Como é a relação entre as famílias e a Chapecoense hoje?
Durante os primeiros nove meses enfrentamos muitas dificuldades. Aquela apropriação da tragédia pela instituição, o marketing da tragédia que foi feito em cima, foram coisas que deixaram marcas nas famílias, dor muito grande. E a falta de assistência. O marketing sobre a tragédia só beneficiava a instituição. A visita ao Papa, os jogos beneficentes... Antes, todas as verbas que entraram, a Chapecoense dava 25% para as famílias e pegava 75%: eram 50% para a reconstrução deles e 25% para fazerem um fundo e pagar ações trabalhistas. É a mesma coisa que você estar me devendo e pegar dinheiro meu para me pagar. Absurdo. O mínimo plausível era 50% para cada parte. A partir de agosto o clube entendeu, até porque a imagem começou a ficar muito arranhada, a importância de realmente abrir canal de diálogo com as famílias. Estreitamos a relação.

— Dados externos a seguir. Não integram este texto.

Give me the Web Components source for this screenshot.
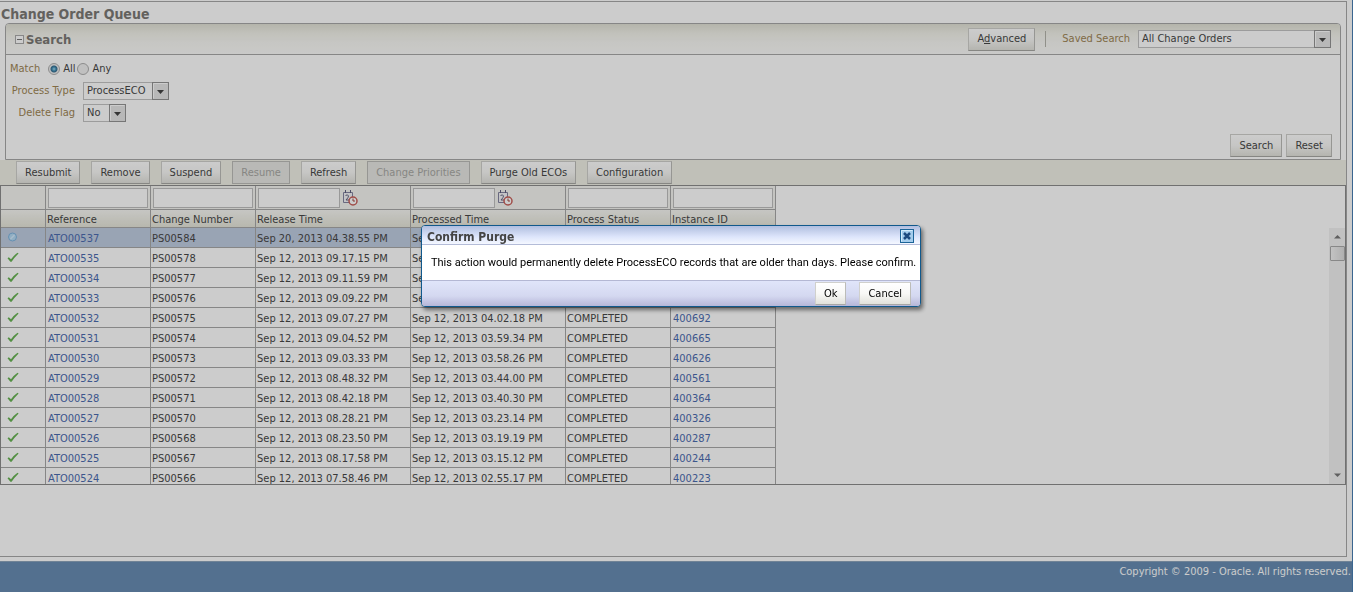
<!DOCTYPE html>
<html lang="en">
<head>
<meta charset="utf-8">
<title>Change Order Queue</title>
<style>
  html, body {
    height: 100%;
  }
  body {
    margin: 0;
    background: #fff;
    color: #484848;
    font: 11px/14px "DejaVu Sans Condensed", Tahoma, "DejaVu Sans", sans-serif;
  }
</style>
</head>
<body>
<queue-page></queue-page>

<script>
// A push button with a grey gradient face
class PushButton extends HTMLElement {
  constructor() {
    super();
    this.attachShadow({ mode: 'open' });
    this.shadowRoot.innerHTML = `
      <style>
        :host {
          display: inline-block;
        }
        button {
          display: block;
          box-sizing: border-box;
          height: 23px;
          margin: 0;
          padding: 0 8px;
          border: 1px solid #d0d0cc;
          border-bottom-color: #a8a8a4;
          border-right-color: #bcbcb8;
          background: linear-gradient(#fff, #f8f8f6 50%, #e2e2dc);
          color: inherit;
          font: inherit;
          white-space: nowrap;
        }
        button:disabled {
          border-color: #bcbcb8;
          background: #e8e8e4;
          color: #a8a8a4;
        }
      </style>
      <button type="button"><slot></slot></button>
    `;
    this.shadowRoot.querySelector('button').disabled = this.hasAttribute('disabled');
  }
}

// A label with a drop-down list beside it
class SelectField extends HTMLElement {
  connectedCallback() {
    this.attachShadow({ mode: 'open' });
    const options = this.getAttribute('options').split('|');

    this.shadowRoot.innerHTML = `
      <style>
        :host {
          display: flex;
          align-items: center;
          gap: 8px;
        }
        label {
          width: var(--label-width, auto);
          color: #a08656;
          text-align: right;
          white-space: nowrap;
        }
        .box {
          position: relative;
          width: var(--select-width, auto);
        }
        select {
          display: block;
          box-sizing: border-box;
          width: 100%;
          height: 18px;
          margin: 0;
          padding: 0 22px 0 3px;
          border: 1px solid #c4c4c4;
          border-radius: 0;
          background: #fff;
          appearance: none;
          color: inherit;
          font: inherit;
        }
        svg {
          position: absolute;
          top: 0;
          right: 0;
          pointer-events: none;
        }
      </style>
      <label for="list">${this.getAttribute('label')}</label>
      <div class="box">
        <select id="list">${options.map(o => `<option>${o}</option>`).join('')}</select>
        <svg width="17" height="18" viewBox="0 0 17 18">
          <rect x=".5" y=".5" width="16" height="17" fill="#e6e6e6" stroke="#949494"/>
          <path d="M1.500 16.500V1.500H15.500" fill="none" stroke="#fff"/>
          <path d="M5 8h7l-3.500 4z" fill="#444"/>
        </svg>
      </div>
    `;
  }
}

// The collapsible search box
class SearchPanel extends HTMLElement {
  constructor() {
    super();
    this.attachShadow({ mode: 'open' });
    this.shadowRoot.innerHTML = `
      <style>
        :host {
          display: block;
          border: 1px solid #a8a8a8;
          border-radius: 4px 4px 0 0;
        }
        header {
          display: flex;
          align-items: center;
          height: 30px;
          padding: 0 9px;
          border-bottom: 1px solid #a8a8a8;
          border-radius: 3px 3px 0 0;
          background: linear-gradient(#e2e2d6, #f2f2ea 30%, #f8f8f4 60%, #fcfcfa);
        }
        h2 {
          flex: 1;
          margin: 0 0 0 2px;
          padding-top: 2px;
          color: #7c7a76;
          font-size: 13px;
          line-height: 16px;
        }
        .divider {
          width: 1px;
          height: 16px;
          margin: 0 16px 0 10px;
          background: #b4b4ac;
        }
        form {
          display: flex;
          flex-direction: column;
          gap: 4px;
          padding: 5px 8px 2px 4px;
        }
        .match {
          display: flex;
          align-items: center;
          height: 18px;
        }
        .match > span {
          margin-right: 8px;
          color: #a08656;
        }
        .match label {
          display: flex;
          align-items: center;
          gap: 3px;
          margin-right: 2px;
        }
        input {
          box-sizing: border-box;
          width: 12px;
          height: 12px;
          margin: 0;
          border: 1px solid #b0b0b0;
          border-radius: 50%;
          background: #f0f0f0;
          appearance: none;
        }
        input:checked {
          background: radial-gradient(circle at 5px 5px, #a8dcf0 0, #3c8bb2 2px, #3c6f90 3px, #f0f0f0 4px);
        }
        .fields {
          display: flex;
          flex-direction: column;
          gap: 4px;
          --label-width: 65px;
        }
        .saved {
          --select-width: 193px;
        }
        .actions {
          display: flex;
          justify-content: flex-end;
          gap: 4px;
          margin-top: 8px;
        }
      </style>
      <header>
        <svg width="9" height="9" viewBox="0 0 9 9">
          <rect x=".5" y=".5" width="8" height="8" fill="#fff" stroke="#aaa"/>
          <path d="M2 4.500h5" stroke="#777"/>
        </svg>
        <h2>Search</h2>
        <push-button>A<u>d</u>vanced</push-button>
        <div class="divider"></div>
        <select-field class="saved" label="Saved Search" options="All Change Orders"></select-field>
      </header>
      <form>
        <div class="match" role="radiogroup" aria-labelledby="match">
          <span id="match">Match</span>
          <label><input type="radio" name="match" checked>All</label>
          <label><input type="radio" name="match">Any</label>
        </div>
        <div class="fields">
          <select-field label="Process Type" options="ProcessECO"></select-field>
          <select-field label="Delete Flag" options="No|Yes"></select-field>
        </div>
        <div class="actions">
          <push-button>Search</push-button>
          <push-button>Reset</push-button>
        </div>
      </form>
    `;
  }
}

// The bar of actions over the table
class ActionBar extends HTMLElement {
  constructor() {
    super();
    this.attachShadow({ mode: 'open' });
    this.shadowRoot.innerHTML = `
      <style>
        :host {
          display: flex;
          gap: 11px;
          box-sizing: border-box;
          height: 25px;
          padding: 1px 16px;
          background: #f1f1e7;
        }
      </style>
      <slot></slot>
    `;
  }
}

const CHECK_ICON = `
  <svg width="12" height="11" viewBox="0 0 12 11">
    <path d="M.500 6.300 1.800 5.200 4 7.200Q7 3.200 10.500.8L11.600 1.400Q7.600 5.200 4.600 9.800H3.400Z" fill="#68b454"/>
  </svg>`;

const PENDING_ICON = `
  <svg width="12" height="11" viewBox="0 0 12 11">
    <circle cx="5.500" cy="5" r="4" fill="#b4daf4" stroke="#80b4de"/>
    <path d="M3.500 7 7.500 3" stroke="#d4ecff" stroke-width="1.500"/>
  </svg>`;

const CALENDAR_ICON = `
  <svg width="16" height="16" viewBox="0 0 16 16">
    <path d="M1.500 2.500h9v10h-9z" fill="#f4f4f8" stroke="#8484a0"/>
    <path d="M3.500 0v3M8.500 0v3" stroke="#606080"/>
    <path d="M3.500 5.500q2.500-1.500 3 .5 0 1.500-2.500 4h3" fill="none" stroke="#666680"/>
    <circle cx="11" cy="11" r="4" fill="#fff" stroke="#c8605a" stroke-width="1.500"/>
    <path d="M11 8.500v2.500h2" fill="none" stroke="#a84840"/>
  </svg>`;

const COLUMNS = [
  { name: 'Reference', width: 105 },
  { name: 'Change Number', width: 105 },
  { name: 'Release Time', width: 155, date: true },
  { name: 'Processed Time', width: 155, date: true },
  { name: 'Process Status', width: 105 },
  { name: 'Instance ID', width: 105 }
];

const ROWS = [
  ['ATO00537', 'PS00584', 'Sep 20, 2013 04.38.55 PM', 'Sep', '', ''],
  ['ATO00535', 'PS00578', 'Sep 12, 2013 09.17.15 PM', 'Sep', '', ''],
  ['ATO00534', 'PS00577', 'Sep 12, 2013 09.11.59 PM', 'Sep', '', ''],
  ['ATO00533', 'PS00576', 'Sep 12, 2013 09.09.22 PM', 'Sep', '', ''],
  ['ATO00532', 'PS00575', 'Sep 12, 2013 09.07.27 PM', 'Sep 12, 2013 04.02.18 PM', 'COMPLETED', '400692'],
  ['ATO00531', 'PS00574', 'Sep 12, 2013 09.04.52 PM', 'Sep 12, 2013 03.59.34 PM', 'COMPLETED', '400665'],
  ['ATO00530', 'PS00573', 'Sep 12, 2013 09.03.33 PM', 'Sep 12, 2013 03.58.26 PM', 'COMPLETED', '400626'],
  ['ATO00529', 'PS00572', 'Sep 12, 2013 08.48.32 PM', 'Sep 12, 2013 03.44.00 PM', 'COMPLETED', '400561'],
  ['ATO00528', 'PS00571', 'Sep 12, 2013 08.42.18 PM', 'Sep 12, 2013 03.40.30 PM', 'COMPLETED', '400364'],
  ['ATO00527', 'PS00570', 'Sep 12, 2013 08.28.21 PM', 'Sep 12, 2013 03.23.14 PM', 'COMPLETED', '400326'],
  ['ATO00526', 'PS00568', 'Sep 12, 2013 08.23.50 PM', 'Sep 12, 2013 03.19.19 PM', 'COMPLETED', '400287'],
  ['ATO00525', 'PS00567', 'Sep 12, 2013 08.17.58 PM', 'Sep 12, 2013 03.15.12 PM', 'COMPLETED', '400244'],
  ['ATO00524', 'PS00566', 'Sep 12, 2013 07.58.46 PM', 'Sep 12, 2013 02.55.17 PM', 'COMPLETED', '400223']
];

// The table of change orders, with a filter box over each column
class QueueTable extends HTMLElement {
  constructor() {
    super();
    this.attachShadow({ mode: 'open' });
    this.shadowRoot.innerHTML = `
      <style>
        :host {
          display: flex;
          justify-content: space-between;
          box-sizing: border-box;
          max-height: 300px;
          overflow: hidden;
          border: 1px solid #8c8c8c;
        }
        table {
          table-layout: fixed;
          width: 775px;
          border-collapse: separate;
          border-spacing: 0;
        }
        th, td {
          box-sizing: border-box;
          overflow: hidden;
          padding: 2px 0 0 1px;
          border-right: 1px solid #a8a8a8;
          border-bottom: 1px solid #a8a8a8;
          font-weight: normal;
          text-align: left;
          white-space: nowrap;
        }
        .filters td {
          height: 24px;
          padding: 0 0 0 2px;
          background: #f6f6f2;
        }
        .filter {
          display: flex;
          align-items: center;
          gap: 2px;
        }
        input {
          box-sizing: border-box;
          width: 100px;
          height: 20px;
          margin: 0;
          padding: 0 2px;
          border: 1px solid #c0c0c0;
          background: #fff;
          font: inherit;
        }
        .date input {
          width: 82px;
        }
        th {
          height: 18px;
          background: linear-gradient(#f8f8f4, #e6e6da);
        }
        tbody td {
          height: 20px;
        }
        tbody td:first-child {
          padding: 0 0 0 6px;
        }
        tbody tr:first-child td {
          background: #c0cde2;
        }
        tbody svg {
          display: block;
        }
        a {
          padding-left: 1px;
          color: #4c6cb0;
          text-decoration: none;
        }
        .scroll {
          display: flex;
          flex-direction: column;
          align-items: center;
          width: 16px;
          margin-top: 42px;
          background: #f2f2f2;
        }
        .thumb {
          box-sizing: border-box;
          width: 15px;
          height: 15px;
          border: 1px solid #aaa;
          border-radius: 1px;
          background: linear-gradient(90deg, #f4f4f4, #dcdcdc);
        }
        .track {
          flex: 1;
        }
      </style>
      <table>
        <colgroup>
          <col style="width: 45px">
          ${COLUMNS.map(c => `<col style="width: ${c.width}px">`).join('')}
        </colgroup>
        <thead>
          <tr class="filters"><td></td>${COLUMNS.map(this._filter).join('')}</tr>
          <tr><th></th>${COLUMNS.map(c => `<th scope="col">${c.name}</th>`).join('')}</tr>
        </thead>
        <tbody>${ROWS.map(this._row).join('')}</tbody>
      </table>
      <div class="scroll">
        <svg width="16" height="18" viewBox="0 0 16 18"><path d="M5 10.500h7L8.500 7z" fill="#777"/></svg>
        <div class="thumb"></div>
        <div class="track"></div>
        <svg width="16" height="18" viewBox="0 0 16 18"><path d="M5 7.500h7L8.500 11z" fill="#777"/></svg>
      </div>
    `;
  }

  _filter(column) {
    return `<td><div class="filter ${column.date ? 'date' : ''}">
      <input type="text" aria-label="${column.name}">${column.date ? CALENDAR_ICON : ''}
    </div></td>`;
  }

  _row([reference, number, released, processed, status, instance], index) {
    return `<tr>
      <td>${index === 0 ? PENDING_ICON : CHECK_ICON}</td>
      <td><a href="#">${reference}</a></td>
      <td>${number}</td>
      <td>${released}</td>
      <td>${processed}</td>
      <td>${status}</td>
      <td>${instance ? `<a href="#">${instance}</a>` : ''}</td>
    </tr>`;
  }
}

// A modal dialog over a dimmed page; the buttons go in the "actions" slot
class ConfirmDialog extends HTMLElement {
  constructor() {
    super();
    this.attachShadow({ mode: 'open' });
    this.shadowRoot.innerHTML = `
      <style>
        :host {
          position: fixed;
          inset: 0;
          display: flex;
          justify-content: center;
          align-items: flex-start;
          box-sizing: border-box;
          padding: 225px 11px 0 0;
          background: rgba(0, 0, 0, .2);
          color: #000;
        }
        dialog {
          position: static;
          box-sizing: border-box;
          width: 500px;
          margin: 0;
          padding: 0;
          overflow: hidden;
          border: 1px solid #11598c;
          border-radius: 4px;
          background: #fff;
          color: inherit;
          box-shadow: 2px 3px 4px rgba(0, 0, 0, .5);
        }
        header {
          display: flex;
          justify-content: space-between;
          align-items: center;
          height: 17px;
          padding: 1px 6px 0 5px;
          border-bottom: 1px solid #b4bcd8;
          background: linear-gradient(#b0bedf, #dde5fb 60%, #f4f7ff);
        }
        h2 {
          margin: 0;
          padding-top: 2px;
          color: #444;
          font-size: 12px;
          line-height: 16px;
        }
        .close {
          display: block;
          width: 14px;
          height: 14px;
          padding: 0;
          border: 0;
          background: none;
        }
        .close svg {
          display: block;
        }
        p {
          margin: 0;
          padding: 11px 4px 10px 9px;
          font-family: Roboto, Tahoma, sans-serif;
          white-space: nowrap;
        }
        footer {
          display: flex;
          justify-content: flex-end;
          gap: 13px;
          padding: 1px 9px;
          border-top: 1px solid #b4b8d4;
          background: linear-gradient(#e0e5fa, #d4d8f0 60%, #b6b6d8);
        }
      </style>
      <dialog open aria-labelledby="title">
        <header>
          <h2 id="title">${this.getAttribute('heading')}</h2>
          <button class="close" type="button" aria-label="Close">
            <svg width="14" height="14" viewBox="0 0 14 14">
              <rect x=".5" y=".5" width="13" height="13" fill="#a4ccec" stroke="#1c6498"/>
              <path d="M1.500 12.500v-11h11" fill="none" stroke="#d4ecfc"/>
              <path d="M4 4l6 6M10 4l-6 6" stroke="#1c4a80" stroke-width="2.500"/>
            </svg>
          </button>
        </header>
        <p><slot></slot></p>
        <footer><slot name="actions"></slot></footer>
      </dialog>
    `;
  }
}

class QueuePage extends HTMLElement {
  constructor() {
    super();
    this.attachShadow({ mode: 'open' });
    this.shadowRoot.innerHTML = `
      <style>
        :host {
          display: flex;
          flex-direction: column;
          box-sizing: border-box;
          min-height: 100%;
          padding-top: 1px;
          border-right: 1px solid #4a80b4;
        }
        main {
          flex: 1;
          margin: 0 5px 4px 0;
          border: solid #a8a8a8;
          border-width: 1px 1px 1px 0;
        }
        h1 {
          margin: 0;
          padding: 3px 0 0 1px;
          color: #7c7a76;
          font-size: 14px;
          line-height: 18px;
        }
        search-panel {
          margin: 0 5px;
        }
        .page-footer {
          box-sizing: border-box;
          height: 31px;
          padding: 3px 1px;
          border-top: 1px solid #8ca4bc;
          background: #688db3;
          color: #fff;
          text-align: right;
        }
      </style>
      <main>
        <h1>Change Order Queue</h1>
        <search-panel></search-panel>
        <action-bar>
          <push-button>Resubmit</push-button>
          <push-button>Remove</push-button>
          <push-button>Suspend</push-button>
          <push-button disabled>Resume</push-button>
          <push-button>Refresh</push-button>
          <push-button disabled>Change Priorities</push-button>
          <push-button>Purge Old ECOs</push-button>
          <push-button>Configuration</push-button>
        </action-bar>
        <queue-table></queue-table>
      </main>
      <footer class="page-footer">Copyright © 2009 - Oracle. All rights reserved.</footer>
      <confirm-dialog heading="Confirm Purge">
        This action would permanently delete ProcessECO records that are older than days. Please confirm.
        <push-button slot="actions">Ok</push-button>
        <push-button slot="actions">Cancel</push-button>
      </confirm-dialog>
    `;
  }
}

// Register the parts first, the page last
customElements.define('push-button', PushButton);
customElements.define('select-field', SelectField);
customElements.define('search-panel', SearchPanel);
customElements.define('action-bar', ActionBar);
customElements.define('queue-table', QueueTable);
customElements.define('confirm-dialog', ConfirmDialog);
customElements.define('queue-page', QueuePage);
</script>
</body>
</html>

Em certa entrevista, você falou em ‘acidente anunciado’...
Era evidente que iria acontecer. Uma companhia aérea que fazia voos com pouco combustível era nítido que uma hora a roleta russa ia na cabeça de alguém. Infelizmente, foi nas nossas. Então nossa luta é que não aconteça nunca mais. O prejuízo humano, em todas as dimensões, é absurdo. Isso não pode ter acontecido em vão.

O que espera e quer daqui para frente pela associação e pessoalmente?
Hoje tenho só 10% do meu coração voltado para essa luta, essa batalha da dignidade à memória dessas vítimas. Como associação espero que consigamos atingir a Justiça da forma mais ampla possível, para que cada família tenha assegurado seu direito de seguir sua trajetória em paz, nem que seja mínima. E como pessoa, espero poder reescrever minha história. Estamos em terra dizimada que, para reconstruir, é difícil porque a peça principal nunca mais vai voltar. Mas construir a partir da herança moral que ele me deixou.